The proverbial straw was the famed Dior House that produced Eau Sauvage in 1956. Edmond Roudnitska was the famed creator of the daring fragrance; he originally dreamed of perfuming women with it and drew inspiration from the accords of another of his Dior Creations, Diorissimo, a feminine perfume with a lily of the valley note. Eau Sauvage is a chypre blend (a fragrance family named after the perfume Chypre, a heavy mix of oakmoss, labdamum, patchouli and bergamot. This family contains mainly women’s fragrances) with daring floral notes that appealed to women as well as man, thus starting the fashion for unisex toilet waters ( One is the latest large perfume to capitalize on this idea).

In 1973, Paco Rabanne pour Homme became the new “it” male fragrance with warm animal, honey notes that created a sensual sensation that had not yet become popular in men’s fragrances. Paco Rabannae pour Homme has led the men’s fragrance market, despite the fact that the market has become crowded. In 1976, the radical Grey Flannel, created by fashion designer Geoffrey Beene. While targeted to the male market (the bottle swathed in flannel), the fragrance has a distinctly violet smell. Described as “androgynous,” and “ambiguous,” the fragrance’s success encouraged other perfume creators to come up with new and innovative mixes.

teach soap tutorials

Modern Male Fragrances
As evidenced in advertising and men’s “beauty” books and magazine, the idea of virility and masculinity is something very different today than in the time of Napoleon. More attention is paid to the body and sensuality is considered and asset, not something to be hidden. Men’s fashions have also changed, becoming more colorful, varied and seductive, all factor which explain the boom in men’s perfumery, which now represents an astonishing one third of the turnover of the various perfume companies. The male market is here to stay – and the experimental fragrances, such as Davidoff’s Cool Water (fruity, floral notes), and New West by Aramis (salty, refreshing notes) have capitalized on this new openess in male fragrances.

teach soap tutorials

Michael Jordan??
Perhaps the biggest indication that men’s fragrances have become a huge market is Michael Jordan’s foray into the competitive sea of fragrances. Michael Jordan was named to the “Best Dressed” List last year and is the embodiment of (the media’s finicky definition of ) masculinity – successful, athletic, young and rich. Advertising for the campaign (just for the first year) cost about 22 million – television ads, print media, radio spots and billboards. The cologne debuted in about 3,500 stores, including Foot Locker (based on the notion that anyone who walks into the store will buy anything with Michael Jordan’s name on it). The fragrance is targeted towards the new, big-disposable-income segment of the market, the “Generation Xers” (20 to 31) and the next generation, the teens of today. The bottle costs $23, the very number on Jordan’s jersey.

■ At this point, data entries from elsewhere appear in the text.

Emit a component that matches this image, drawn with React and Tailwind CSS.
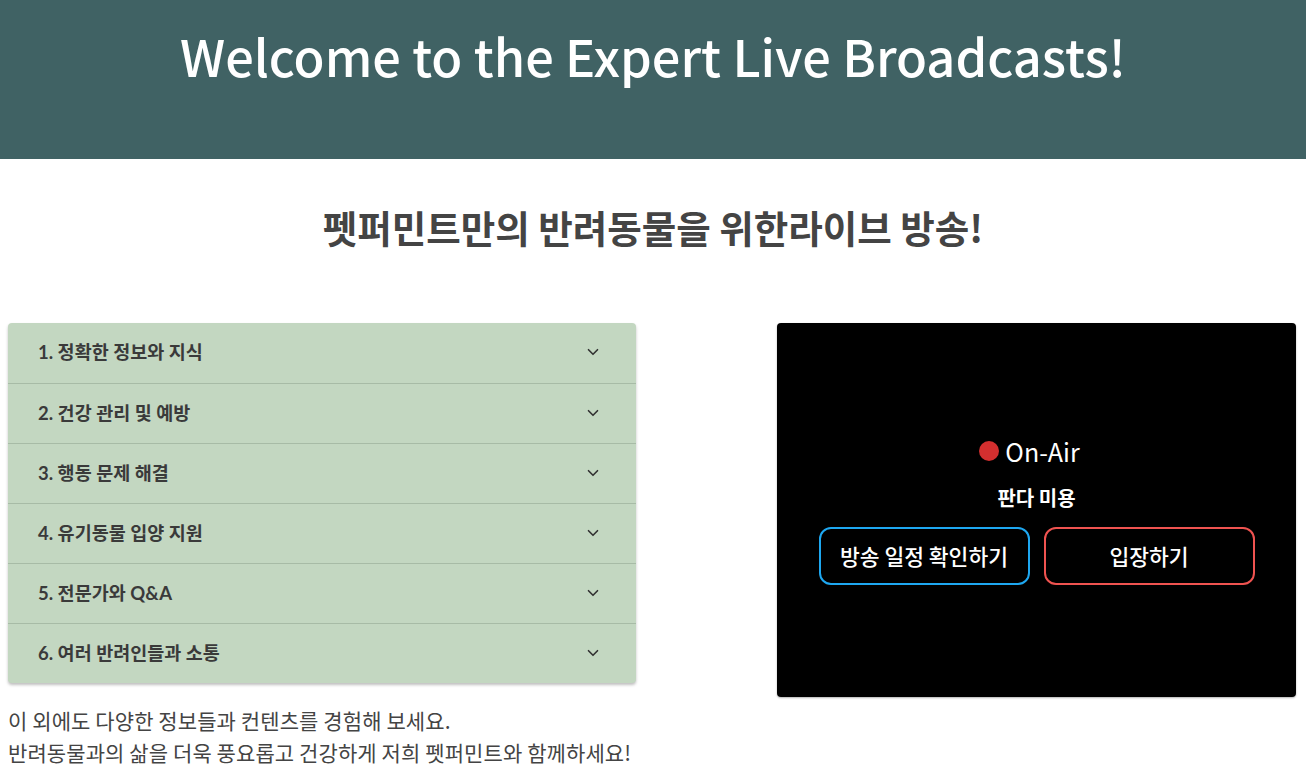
import React from 'react';
import { ChevronDown } from 'lucide-react';

const items = [
  '1. 정확한 정보와 지식',
  '2. 건강 관리 및 예방',
  '3. 행동 문제 해결',
  '4. 유기동물 입양 지원',
  '5. 전문가와 Q&A',
  '6. 여러 반려인들과 소통',
];

const kr = { fontFamily: '"Noto Sans CJK KR", "Noto Sans", sans-serif' };
const lato = { fontFamily: 'Lato, "Noto Sans CJK KR", sans-serif' };

export default function App() {
  return (
    <div className="min-h-screen bg-white" style={kr}>
      {/* Header */}
      <header className="h-[159px] bg-[#406264] flex justify-center pt-[20px]">
        <h1 className="text-[50.5px] leading-[70px] font-medium text-white">Welcome to the Expert Live Broadcasts!</h1>
      </header>

      <h2 className="mt-[41px] text-center text-[37.5px] leading-[54px] font-bold text-[#444]">
        펫퍼민트만의 반려동물을 위한라이브 방송!
      </h2>

      <div className="mt-[69px] flex justify-between px-2 pr-[10px]">
        {/* Accordion */}
        <div className="w-[628px]">
          <div className="bg-[#c3d7c1] rounded-[4px] shadow-[0_2px_3px_rgba(0,0,0,0.25)] overflow-hidden">
            {items.map((t, i) => (
              <div
                key={t}
                className={`h-[60px] flex items-center justify-between pl-[30px] pr-[34px] ${i > 0 ? 'border-t border-[#a7bba6]' : ''}`}
              >
                <span className="text-[18.5px] font-bold text-[#3a3a3a]" style={lato}>{t}</span>
                <ChevronDown className="w-[18px] h-[18px] text-[#333] -mt-[2px]" strokeWidth={2.2} />
              </div>
            ))}
          </div>
          <p className="mt-[21px] text-[21px] leading-[32px] text-[#444] tracking-[0.1px]">
            이 외에도 다양한 정보들과 컨텐츠를 경험해 보세요.
            <br />
            반려동물과의 삶을 더욱 풍요롭고 건강하게 저희 펫퍼민트와 함께하세요!
          </p>
        </div>

        {/* Live box */}
        <div className="w-[519px] h-[374px] bg-black rounded-[4px] shadow-[0_1px_2px_rgba(0,0,0,0.3)] flex flex-col items-center pt-[112px]">
          <div className="flex items-center gap-[6px] text-white pr-[14px]">
            <span className="w-5 h-5 rounded-full bg-[#d32f2f]" />
            <span className="text-[25px] leading-[32px]">On-Air</span>
          </div>
          <div className="mt-[18px] text-[20px] leading-[26px] font-bold text-white">판다 미용</div>
          <div className="mt-[16px] flex gap-[14px]">
            <button className="w-[211px] h-[58px] rounded-[12px] border-2 border-[#1ea7f0] text-white text-[21.5px] font-medium">
              방송 일정 확인하기
            </button>
            <button className="w-[211px] h-[58px] rounded-[12px] border-2 border-[#ef5350] text-white text-[21.5px] font-medium">
              입장하기
            </button>
          </div>
        </div>
      </div>
    </div>
  );
}
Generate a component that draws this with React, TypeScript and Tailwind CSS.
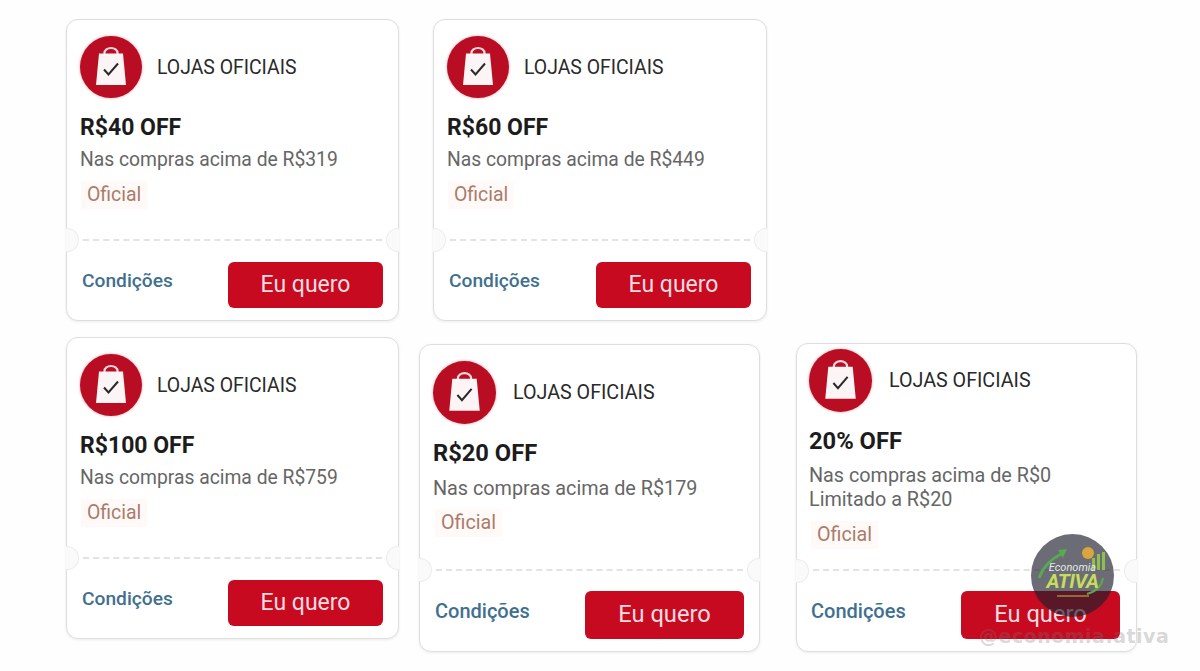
const font = { fontFamily: "Roboto, 'Liberation Sans', sans-serif" };

function BagIcon({ size }: { size: string }) {
  return (
    <div className={`${size} shrink-0 rounded-full bg-[#b80d22] flex items-center justify-center shadow-[0_0_3px_rgba(220,40,60,0.45)]`}>
      <svg viewBox="0 0 62 62" className="w-full h-full">
        <path d="M24.5 18 V17 a6.5 5 0 0 1 13 0 V18" fill="none" stroke="#f3d6da" strokeWidth="2.2" />
        <path d="M19 17.5 H43 L46 49 H16 Z" fill="#fdf5f5" />
        <path d="M24 33.5 L28.5 38.5 L38 27.5" fill="none" stroke="#2a2a2a" strokeWidth="2" />
      </svg>
    </div>
  );
}

function Notch({ side, top }: { side: "left" | "right"; top: string }) {
  return (
    <div
      className={`absolute ${top} ${
        side === "left"
          ? "-left-px rounded-r-full border-l-0"
          : "-right-px rounded-l-full border-r-0"
      } w-[13px] h-[24px] bg-[#fafafa] border border-[#ececec]`}
    />
  );
}

type CouponProps = {
  big?: boolean;
  off: string;
  min: string;
  limit?: string;
  className: string;
  headPad: string;
  offMargin: string;
  minMargin: string;
  tagMargin: string;
  dashTop: string;
  footPad: string;
  btnWidth: string;
};

function Coupon({ big, off, min, limit, className, headPad, offMargin, minMargin, tagMargin, dashTop, footPad, btnWidth }: CouponProps) {
  return (
    <div className={`relative flex flex-col bg-white rounded-[12px] border border-[#dedede] shadow-[0_1px_3px_rgba(0,0,0,0.08)] ${className}`}>
      <div className={`flex-1 ${headPad}`}>
        <div className="flex items-center">
          <BagIcon size={big ? "w-[63px] h-[63px]" : "w-[62px] h-[62px]"} />
          <span className={big ? "ml-[17px] text-[19.7px] text-[#2a2a2a]" : "ml-[15px] text-[19.4px] text-[#2a2a2a] mt-[1px]"}>LOJAS OFICIAIS</span>
        </div>
        <div className={`${offMargin} leading-[28px] font-bold text-[#1c1c1c] ${big ? "text-[23.7px]" : "text-[23px]"}`}>{off}</div>
        <div className={`${minMargin} leading-[24px] text-[#666666] ${big ? "text-[19.8px]" : "text-[19.3px]"}`}>{min}</div>
        {limit && <div className="leading-[24px] text-[#666666] text-[19.8px]">{limit}</div>}
        <div className={`${tagMargin} w-fit px-[6px] leading-[28px] bg-[#fffaf7] text-[#ab7b6c] ${big ? "ml-[2px] text-[19.7px]" : "ml-[1px] text-[19.4px]"}`}>Oficial</div>
      </div>
      <Notch side="left" top={dashTop} />
      <Notch side="right" top={dashTop} />
      <div className="mx-[16px] border-t-2 border-dashed border-[#e3e3e3]" />
      <div className={`flex items-start justify-between ${footPad}`}>
        <span className={`font-medium text-[#41708f] ${big ? "text-[20px] mt-[5px]" : "text-[19.2px] mt-[5px]"}`}>Condições</span>
        <button className={`${btnWidth} rounded-[6px] bg-[#c70a1f] text-[#fbdce0] ${big ? "h-[48px] text-[23.7px]" : "h-[46px] text-[23px]"}`}>Eu quero</button>
      </div>
    </div>
  );
}

export default function App() {
  const small = {
    className: "w-[333px] h-[302px]",
    headPad: "pt-[16px] px-[13px]",
    offMargin: "mt-[16px]",
    minMargin: "mt-[6px]",
    tagMargin: "mt-[9px]",
    dashTop: "top-[208px]",
    footPad: "pt-[21px] pb-[12px] px-[15px]",
    btnWidth: "w-[155px]",
  };
  const big = {
    big: true,
    className: "w-[341px] h-[308px]",
    headPad: "pt-[16px] px-[13px]",
    offMargin: "mt-[15px]",
    minMargin: "mt-[10px]",
    tagMargin: "mt-[8px]",
    dashTop: "top-[213px]",
    footPad: "pt-[20px] pb-[12px] px-[15px]",
    btnWidth: "w-[159px]",
  };

  return (
    <div className="relative w-[1200px] h-[671px] overflow-hidden bg-[#fefefe]" style={font}>
      <div className="flex gap-[34px] pt-[19px] pl-[66px]">
        <Coupon {...small} off="R$40 OFF" min="Nas compras acima de R$319" />
        <Coupon {...small} className="w-[334px] h-[302px]" off="R$60 OFF" min="Nas compras acima de R$449" />
      </div>
      <div className="flex items-start pl-[66px] mt-[16px]">
        <Coupon {...small} off="R$100 OFF" min="Nas compras acima de R$759" />
        <Coupon {...big} className="w-[341px] h-[308px] mt-[7px] ml-[20px]" off="R$20 OFF" min="Nas compras acima de R$179" />
        <Coupon
          {...big}
          className="w-[341px] h-[309px] mt-[6px] ml-[36px]"
          headPad="pt-[5px] px-[12px]"
          offMargin="mt-[15px]"
          minMargin="mt-[9px]"
          tagMargin="mt-[9px]"
          dashTop="top-[215px]"
          footPad="pt-[20px] pb-[12px] pl-[14px] pr-[16px]"
          off="20% OFF"
          min="Nas compras acima de R$0"
          limit="Limitado a R$20"
        />
      </div>

      {/* watermark */}
      <div className="absolute left-[1031px] top-[534px] w-[83px] h-[83px] rounded-full bg-[rgba(30,32,45,0.66)] flex flex-col items-center justify-center">
        <svg viewBox="0 0 83 83" className="absolute inset-0">
          <path d="M8 44 Q14 28 30 20" fill="none" stroke="#5aa84f" strokeWidth="3" />
          <path d="M27 16 L36 15 L32 24 Z" fill="#5aa84f" />
          <rect x="61" y="24" width="3" height="12" fill="#8fbf4d" />
          <rect x="66" y="20" width="3" height="16" fill="#8fbf4d" />
          <rect x="71" y="18" width="3" height="18" fill="#8fbf4d" />
          <circle cx="57" cy="19" r="6" fill="#d9a63e" />
          <path d="M72 44 Q70 56 56 60" fill="none" stroke="#5aa84f" strokeWidth="2" />
          <path d="M26 62 H58" stroke="#a5873a" strokeWidth="1.5" />
        </svg>
        <span className="relative text-[11px] leading-[11px] italic text-[#e4ebe6]">Economia</span>
        <span className="relative text-[20px] leading-[17px] font-bold italic tracking-[-0.5px] text-[#c6dc5c]">ATIVA</span>
      </div>
      <div className="absolute left-[979px] top-[624px] text-[19px] leading-[24px] font-bold tracking-[0.5px] text-[rgba(120,120,120,0.3)]" style={{ fontFamily: "'DejaVu Sans', sans-serif" }}>
        @economia.ativa
      </div>
    </div>
  );
}
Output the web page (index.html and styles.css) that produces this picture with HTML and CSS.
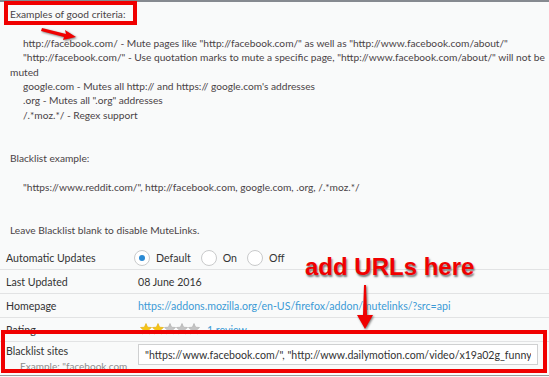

The scent that finally embodied Michael Jordan was chosen from more than 600 submissions from 25 perfumers. Michael Jordan never smelled one of them. In fact, the perfumers never spoke to the famous basketball player. Steve De Mercado, from the Givauddan Roure house, created the winning fragrance. The cologne is cool and crisp, with citrus top notes, lavender, juniper and fir for freshness and an undertone of musk and woods. Michael Jordan is such a “brand” that they only used his silhouette for the advertising campaign.

teach soap tutorials

Is the fragrance worth all the fuss? In the first two months after the launch, sales for the department stores (not including Foot Locker) was about nine million dollars. A year later, sales for the month of December 1997, totaled about five million dollars. This lapse was duly noted and Michael Jordan Cologne came out with soap and body gel, along with another media blitz to increase sales, and putting the cologne in mail order magazines.

And for years to come, Michael Jordan Cologne, like Chanel #5 will be around. Because it’s a great fragrance? No, because it’s all about brand recognition. Just as Chanel #5 had Warhol design their bottles, Michael Jordan Cologne has, well, Michael Jordan. And in the end, that’s what it’s about, pushing the limit and following up with a great marketing campaign. Men’s fragrance is a big business and is here to stay.